Building Digital Skills for Disabled People and Carers

The final recommendation may be the most actionable: governments should ensure that disabled people and carers are equipped with the skills to use both current and future digital assistive technologies effectively.

The report warns that developing technology alone is not enough — training and confidence are critical. It calls for accessible education across all ages, from schools to community organisations, and for skills programmes that reach unpaid carers as well as professionals.

This aligns directly with OCN London’s Assistive Technology qualifications, which already provide structured learning on assessing needs, selecting tools, and supporting ongoing use. But the report also points to an opportunity: to extend such training beyond formal care into wider community and educational settings.

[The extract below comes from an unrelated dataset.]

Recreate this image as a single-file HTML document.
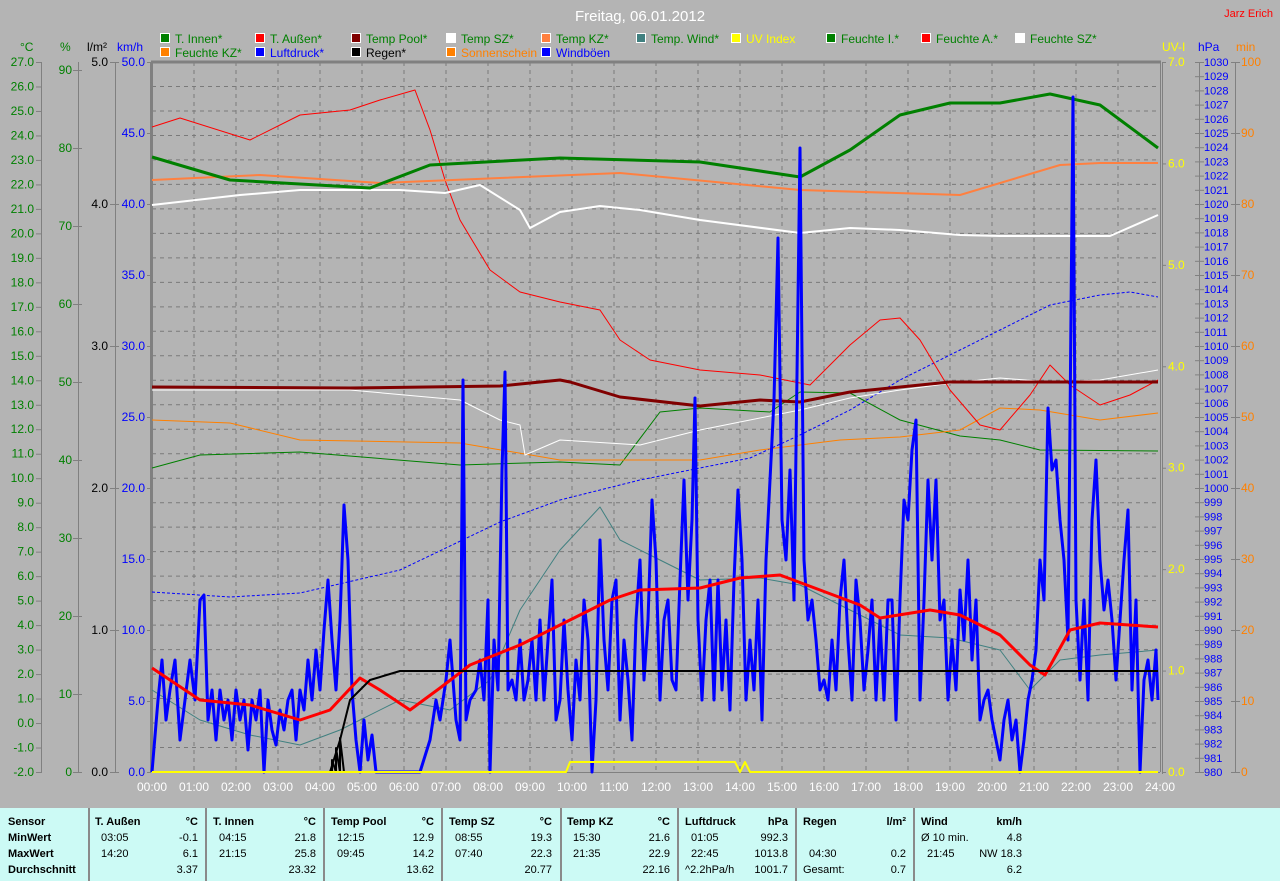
<!DOCTYPE html>
<html><head><meta charset="utf-8">
<style>
html,body{margin:0;padding:0;background:#b4b4b4;width:1280px;height:881px;overflow:hidden;font-family:"Liberation Sans",sans-serif}
svg text{font-family:"Liberation Sans",sans-serif}
#tbl{position:absolute;left:0;top:808px;width:1280px;height:73px;background:#ccfaf5;font-size:11px}
#tbl div{position:absolute;white-space:nowrap;line-height:13px}
.b{font-weight:bold}
.sep{position:absolute;top:0;width:2px;height:73px;background:#8a8a8a}
</style></head><body>
<svg id="s" width="1280" height="808" style="position:absolute;left:0;top:0" xmlns="http://www.w3.org/2000/svg">
<text x="640" y="21" font-size="15" fill="#ffffff" text-anchor="middle">Freitag, 06.01.2012</text>
<text x="1273" y="17" font-size="11" fill="#ff0000" text-anchor="end">Jarz Erich</text>
<g id="grid"></g>
<g id="axes"></g>
<g id="leg"></g>
<g id="lines" fill="none"></g>
</svg>
<div id="tbl">
<div class="sep" style="left:88px"></div><div class="sep" style="left:205px"></div><div class="sep" style="left:323px"></div><div class="sep" style="left:441px"></div><div class="sep" style="left:560px"></div><div class="sep" style="left:677px"></div><div class="sep" style="left:795px"></div><div class="sep" style="left:913px"></div>
<div class="b" style="left:8px;top:8px">Sensor</div><div class="b" style="left:8px;top:24px">MinWert</div><div class="b" style="left:8px;top:40px">MaxWert</div><div class="b" style="left:8px;top:56px">Durchschnitt</div>
</div>
<script>
var NS="http://www.w3.org/2000/svg";
function el(p,t,a,txt){var e=document.createElementNS(NS,t);for(var k in a)e.setAttribute(k,a[k]);if(txt!==undefined)e.textContent=txt;document.getElementById(p).appendChild(e);return e;}
var L=152,R=1160,T=62,B=772;
for(var h=1;h<24;h++){var x=L+h*42;el('grid','line',{x1:x,y1:T,x2:x,y2:B,stroke:'#7a7a7a','stroke-dasharray':'4,4','stroke-width':1});}
for(var i=1;i<29;i++){var y=T+i*710/29;el('grid','line',{x1:L,y1:y,x2:R,y2:y,stroke:'#7a7a7a','stroke-dasharray':'4,4','stroke-width':1});}
el('grid','line',{x1:151,y1:T,x2:R+1,y2:T,stroke:'#808080','stroke-width':3});
el('grid','line',{x1:151.5,y1:T,x2:151.5,y2:B,stroke:'#808080','stroke-width':3});
el('grid','line',{x1:1160.5,y1:T,x2:1160.5,y2:B,stroke:'#808080','stroke-width':1});
el('grid','line',{x1:1162.5,y1:T,x2:1162.5,y2:B+2,stroke:'#808080','stroke-width':1});
el('grid','line',{x1:L,y1:B+.5,x2:R,y2:B+.5,stroke:'#808080','stroke-width':1});
function axis(xl,tx,xr,lab,n,fn,col,anchor){ el('axes','line',{x1:xl,y1:T,x2:xl,y2:B,stroke:'#808080'});
 for(var i=0;i<n;i++){var o=fn(i);el('axes','line',{x1:tx,y1:o.y+.5,x2:xr,y2:o.y+.5,stroke:'#808080'});el('axes','text',{x:lab,y:o.y+4,'font-size':12,fill:col,'text-anchor':anchor},o.t);}}
axis(41.5,36,42,34,30,function(i){return{y:T+i*710/29,t:(27-i).toFixed(1)}},'#008000','end');
axis(78.5,73,82,72,10,function(i){return{y:B-i*78,t:String(i*10)}},'#008000','end');
axis(115.5,110,119,108,6,function(i){return{y:B-i*142,t:i.toFixed(1)}},'#000000','end');
for(var i=0;i<11;i++){var y=B-i*71;el('axes','line',{x1:147,y1:y+.5,x2:151,y2:y+.5,stroke:'#808080'});el('axes','text',{x:145,y:y+4,'font-size':12,fill:'#0000ff','text-anchor':'end'},(i*5).toFixed(1));}
for(var i=0;i<8;i++){var y=B-i*710/7;el('axes','line',{x1:1162,y1:y+.5,x2:1166,y2:y+.5,stroke:'#808080'});el('axes','text',{x:1168,y:y+4,'font-size':12,fill:'#ffff00'},i.toFixed(1));}
el('axes','line',{x1:1199.5,y1:T,x2:1199.5,y2:B,stroke:'#808080'});
for(var i=0;i<51;i++){var y=B-i*14.2;el('axes','line',{x1:1195,y1:y+.5,x2:1204,y2:y+.5,stroke:'#808080'});el('axes','text',{x:1204,y:y+4,'font-size':11,fill:'#0000ff'},String(980+i));}
el('axes','line',{x1:1235.5,y1:T,x2:1235.5,y2:B,stroke:'#808080'});
for(var i=0;i<11;i++){var y=B-i*71;el('axes','line',{x1:1231,y1:y+.5,x2:1240,y2:y+.5,stroke:'#808080'});el('axes','text',{x:1241,y:y+4,'font-size':12,fill:'#ff8000'},String(i*10));}
[['°C',20,'#008000'],['%',60,'#008000'],['l/m²',87,'#000'],['km/h',117,'#0000ff'],['UV-I',1162,'#ffff00'],['hPa',1198,'#0000ff'],['min',1236,'#ff8000']].forEach(function(a){el('axes','text',{x:a[1],y:51,'font-size':12,fill:a[2]},a[0]);});
for(var h=0;h<=24;h++){el('axes','text',{x:L+h*42,y:791,'font-size':12,fill:'#fff','text-anchor':'middle'},(h<10?'0':'')+h+':00');}
var lg=[[165,38,'#008000','T. Innen*','#008000'],[260,38,'#ff0000','T. Außen*','#008000'],[356,38,'#800000','Temp Pool*','#008000'],[451,38,'#ffffff','Temp SZ*','#008000'],[546,38,'#ff8040','Temp KZ*','#008000'],[641,38,'#408080','Temp. Wind*','#008000'],[736,38,'#ffff00','UV Index','#ffff00'],[831,38,'#008000','Feuchte I.*','#008000'],[926,38,'#ff0000','Feuchte A.*','#008000'],[1020,38,'#ffffff','Feuchte SZ*','#008000'],
[165,52,'#ff8000','Feuchte KZ*','#008000'],[260,52,'#0000ff','Luftdruck*','#0000ff'],[356,52,'#000000','Regen*','#000000'],[451,52,'#ff8000','Sonnenschein','#ff8000'],[546,52,'#0000ff','Windböen','#0000ff']];
lg.forEach(function(a){el('leg','rect',{x:a[0]-4.5,y:a[1]-4.5,width:9,height:9,fill:a[2],stroke:'#fff'});el('leg','text',{x:a[0]+10,y:a[1]+5,'font-size':12,fill:a[4]},a[3]);});
function pl(pts,col,w,extra){var a={points:pts,stroke:col,'stroke-width':w,'stroke-linejoin':'round'};for(var k in extra)a[k]=extra[k];el('lines','polyline',a);}
pl("152,592 230,597 300,593 400,570 500,522 560,500 640,480 700,468 750,458 800,435 850,410 900,380 960,350 1000,330 1050,305 1100,295 1130,292 1158,297",'#0000ff',1,{'stroke-dasharray':'3,2'});
pl("152,468 200,455 300,452 460,465 560,462 620,465 660,412 700,408 770,412 800,392 850,393 900,420 960,436 1000,440 1040,450 1158,451",'#008000',1);
pl("152,420 230,423 300,440 460,443 560,460 700,460 760,450 840,440 900,437 960,430 1000,408 1040,410 1100,420 1158,413",'#ff8000',1);
pl("152,390 350,390 460,400 500,420 520,425 525,455 560,440 640,445 700,430 750,420 800,410 850,398 900,390 960,382 1000,378 1050,382 1100,380 1158,370",'#ffffff',1);
pl("152,127 180,118 250,140 300,115 350,110 380,100 415,90 430,130 445,180 460,220 490,270 520,292 560,302 600,310 620,340 650,360 700,370 760,375 810,385 850,345 880,320 900,318 920,340 950,390 980,425 1000,430 1030,395 1050,365 1070,385 1100,405 1130,395 1158,380",'#ff0000',1);
pl("152,180 260,175 380,183 620,173 800,190 960,195 1060,165 1100,163 1158,163",'#ff8040',2);
pl("152,205 240,195 300,190 400,190 445,193 480,185 520,210 530,228 560,212 600,206 640,210 700,220 800,233 850,228 900,230 960,235 1000,236 1050,236 1110,236 1158,215",'#ffffff',2);
pl("152,157 230,180 370,188 430,165 560,158 700,162 800,177 850,150 900,115 950,103 1000,103 1050,94 1100,105 1158,148",'#008000',3);
pl("152,387 350,388 500,386 560,380 570,382 620,397 700,406 760,400 800,402 850,392 950,382 1158,382",'#800000',3);
pl("152,690 200,720 250,735 300,745 340,730 400,700 450,710 490,680 520,610 560,550 600,507 620,540 660,560 700,580 760,578 800,585 860,615 900,635 950,638 1000,650 1030,690 1060,660 1100,655 1158,650",'#408080',1);
pl("152,772 158,700 162,660 166,720 170,690 175,660 180,740 185,700 190,660 195,700 200,600 204,595 208,720 212,690 216,740 220,690 224,720 228,700 232,740 236,690 240,720 244,700 248,750 252,700 256,720 260,690 264,772 268,700 272,730 276,745 280,710 284,730 288,700 292,690 296,740 300,690 304,710 308,660 312,700 316,650 320,690 324,630 328,580 332,640 336,690 340,620 344,505 348,560 352,690 356,740 360,772 364,720 368,760 372,735 376,772 380,772 420,772 430,740 436,700 440,720 446,680 450,640 456,720 460,740 463,380 466,720 470,700 476,690 480,660 484,700 488,600 490,772 494,640 498,690 502,470 505,372 508,690 512,680 516,700 520,640 524,700 528,680 532,640 536,700 540,620 544,700 548,640 552,580 556,720 560,700 564,620 568,690 572,740 576,660 580,700 584,600 588,640 592,772 596,700 600,540 604,640 608,690 612,600 616,580 620,720 624,640 628,680 632,740 636,620 640,560 644,680 648,620 652,500 656,560 660,700 664,620 668,600 672,680 676,690 680,580 684,480 688,600 692,520 695,398 698,620 702,700 706,620 710,580 714,700 718,580 722,690 726,620 730,710 734,580 738,490 742,560 746,700 750,640 754,690 758,600 762,720 766,560 770,480 774,400 778,238 782,520 786,560 790,470 794,600 796,450 800,148 804,560 808,620 812,600 816,640 820,690 824,680 828,700 832,640 836,690 840,600 844,560 848,640 852,700 856,580 860,620 864,690 868,650 872,600 876,700 880,620 884,700 888,600 892,600 896,720 900,600 904,500 908,520 912,450 916,420 920,700 924,600 928,480 932,560 936,480 940,620 944,600 948,700 952,640 956,690 960,590 964,640 968,560 972,660 976,600 980,720 984,700 988,690 992,720 996,740 1000,760 1004,720 1008,700 1012,740 1016,720 1020,772 1024,740 1028,700 1032,680 1036,650 1040,560 1044,600 1048,408 1052,470 1056,460 1060,520 1064,560 1068,640 1073,97 1076,600 1080,680 1084,600 1088,700 1092,520 1096,460 1100,560 1104,610 1108,580 1112,620 1116,680 1120,620 1124,560 1128,510 1132,690 1136,600 1140,772 1144,680 1148,660 1152,700 1156,650 1158,700",'#0000ff',3);
pl("152,668 200,700 250,705 300,720 330,710 360,678 380,690 410,710 440,688 470,665 520,645 560,625 610,600 640,590 700,588 740,578 780,575 820,590 860,605 880,618 930,610 960,615 1000,635 1030,665 1045,675 1070,630 1100,623 1158,627",'#ff0000',3);
pl("152,772 330,772 340,740 350,700 370,680 400,671 1158,671",'#000000',2);
pl("332,772 332,760 336,772 336,748 340,772 340,738 344,772",'#000000',2);
pl("152,772 566,772 570,762 735,762 740,772 745,762 750,772 1158,772",'#ffff00',2);
var tb=document.getElementById('tbl');
function tx(x,y,t,b,right){var d=document.createElement('div');d.textContent=t;if(b)d.className='b';if(right){d.style.right=(1280-x)+'px';}else d.style.left=x+'px';d.style.top=y+'px';tb.appendChild(d);}
var cols=[[95,198,'T. Außen','°C',['03:05','-0.1'],['14:20','6.1'],['','3.37']],[213,316,'T. Innen','°C',['04:15','21.8'],['21:15','25.8'],['','23.32']],[331,434,'Temp Pool','°C',['12:15','12.9'],['09:45','14.2'],['','13.62']],[449,552,'Temp SZ','°C',['08:55','19.3'],['07:40','22.3'],['','20.77']],[567,670,'Temp KZ','°C',['15:30','21.6'],['21:35','22.9'],['','22.16']],[685,788,'Luftdruck','hPa',['01:05','992.3'],['22:45','1013.8'],['^2.2hPa/h','1001.7']],[803,906,'Regen','l/m²',['',''],['04:30','0.2'],['Gesamt:','0.7']],[921,1022,'Wind','km/h',['Ø 10 min.','4.8'],['21:45','NW 18.3'],['','6.2']]];
cols.forEach(function(c){tx(c[0],8,c[2],1);tx(c[1],8,c[3],1,1);for(var r=0;r<3;r++){var p=c[4+r];var ind=(p[0].length<=5&&p[0].indexOf(':')>0)?6:0;tx(c[0]+ind,24+r*16,p[0]);tx(c[1],24+r*16,p[1],0,1);}});
</script>
</body></html>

Digital literacy, accessibility awareness, and confidence in using everyday technologies are increasingly core life skills. OCN London’s approach — accredited, inclusive, and practical — provides a ready-made framework for delivering that capability nationally.

A Shared Responsibility

Across its six recommendations, the Royal Society’s report highlights one central truth: technology cannot achieve inclusion by itself. It must be underpinned by skilled people, robust data, inclusive design, and equitable access.

For OCN London and within our remit as an awarding organisation, accreditation is the thread that binds these together. It gives learners, employers, and service users confidence that training is meaningful, standards are consistent, and professional competence is recognised.

As the UK looks to harness the potential of digital assistive technologies, OCN London’s role as an awarding organisation — combining social purpose with regulatory assurance — positions it as a key enabler of the report’s vision. By embedding accreditation in every stage of the assistive technology and housing adaptation journey, OCN London helps ensure that innovation translates into independence, and technology becomes an instrument of empowerment rather than exclusion.